J’ai entendu parler de retour en taxi sans aucun problème, et de message positif sur sa soirée envoyé à une amie le jour même ?
Tu n’en parle pas : ce sont des fake news ?
Le retour en taxi « sans problème » peut difficilement, je crois, amener quelque conclusion que ce soit à l’affaire. C’est pourquoi je n’ai pas cru nécessaire d’y faire allusion. Elle est effectivement rentrée chez elle en taxi, mais je n’ai rien trouvé de probant à rapporter quant au témoignage du chauffeur. En revanche, j’aurais pu en effet parler des messages de la victime présumée à une de ses amies. En réalité, il y en a quatre. Le journal La Nacion les détaille ici : https://www.lanacion.com.ar/seguridad/rubgbiers-franceses-que-dicen-los-audios-de-la-mujer-que-denuncio-a-los-jugadores-y-que-afectaron-su-nid12082024/
Le premier a été émis lors de son arrivée à l’hôtel avec Auradou. Elle dit : « je suis sortie avec un rugbyman étranger, je suis à son hôtel, ne compte pas sur moi ce soir ».
Le second a été envoyé au petit matin, après qu’elle soit rentrée chez elle :
« Ma vieille, merci pour ta patience. J’ai rencontré un type super grand, un jeunot très beau, et je suis rentrée chez moi à 9 heures. Je te dois la vie, merci de m’avoir laissée à la maison. C’est toujours la même histoire, dès que je sors, il faut que j’en profite ».

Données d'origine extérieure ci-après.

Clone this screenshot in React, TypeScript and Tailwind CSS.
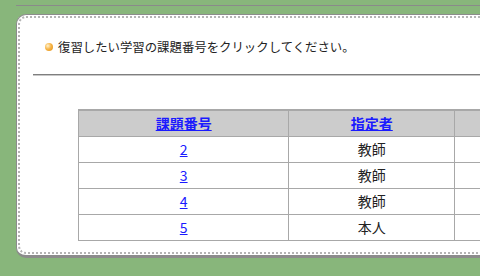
import React from "react";

const rows = [
  { no: "2", who: "教師" },
  { no: "3", who: "教師" },
  { no: "4", who: "教師" },
  { no: "5", who: "本人" },
];

const font = {
  fontFamily: '"Noto Sans CJK JP", "Liberation Sans", sans-serif',
};

export default function App() {
  return (
    <div
      className="w-[480px] h-[276px] overflow-hidden bg-[#88b67b] pt-[5px] text-[12px] text-[#222]"
      style={font}
    >
      {/* thin top rule */}
      <div className="ml-[16px] h-px bg-[#8a8a8a]" />

      {/* panel */}
      <div className="mt-[8px] ml-[16px] w-[520px] h-[244px] rounded-l-[10px] border border-b-[3px] border-[#8c8c8c] bg-white p-px">
        <div className="h-full rounded-l-[8px] border-2 border-r-0 border-dotted border-[#b4b4b4] bg-white">
          {/* intro line */}
          <div className="flex items-center pl-[25px] pt-[22px] leading-[14px]">
            <span className="mr-[5px] inline-block h-[8px] w-[8px] rounded-full bg-[radial-gradient(circle_at_35%_35%,#fff3d0_0,#f7b649_45%,#e08a10_100%)]" />
            <span className="text-[12.4px]">復習したい学習の課題番号をクリックしてください。</span>
          </div>

          {/* rule */}
          <div className="ml-[13px] mt-[20px]">
            <div className="h-px bg-[#7f7f7f]" />
            <div className="h-px bg-[#c8c8c8]" />
          </div>

          {/* table */}
          <table className="ml-[58px] mt-[33px] border-collapse border-t-2 border-l border-[#a8a8a8] text-[14px] leading-[18px]">
            <thead>
              <tr className="h-[26px] bg-[#cccccc]">
                <th className="w-[212px] border-r border-b border-[#a8a8a8] font-bold">
                  <a className="text-[#1a1aff] underline">課題番号</a>
                </th>
                <th className="w-[167px] border-r border-b border-[#a8a8a8] font-bold">
                  <a className="text-[#1a1aff] underline">指定者</a>
                </th>
                <th className="w-[80px] border-b border-[#a8a8a8]" />
              </tr>
            </thead>
            <tbody>
              {rows.map((r) => (
                <tr key={r.no} className="h-[26px]">
                  <td className="border-r border-b border-[#a8a8a8] text-center">
                    <a className="text-[#1a1aff] underline">{r.no}</a>
                  </td>
                  <td className="border-r border-b border-[#a8a8a8] text-center">
                    {r.who}
                  </td>
                  <td className="border-b border-[#a8a8a8]" />
                </tr>
              ))}
            </tbody>
          </table>
        </div>
      </div>
    </div>
  );
}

Le troisième vient ensuite, et fait allusion aux coups reçus lors de la nuit :
» Il m’a frappé, m’a attrapé par la joue, m’a fait des bleus sur la figure, la mâchoire, des égratignures sur le dos, tu ne peux pas imaginer, c’est terrible. Ce sont des connards, le mec m’a fait la misère ».
Enfin le quatrième, insistant sur les blessures infligées :
« J’ai un œil tout bleu, ma vieille, j’ai dû prendre un diplofénac parce qu’ils m’ont fait la misère. J’ai la gueule couverte de bleus ».
(Je traduis avec mes propres moyens, le langage est très argotique)
Voilà pour donner une idée plus précise. Les constatations légistes ont confirmé les coups, mais les deux premiers messages, au ton enjoué, ont en effet beaucoup porté préjudice à la position de la fille.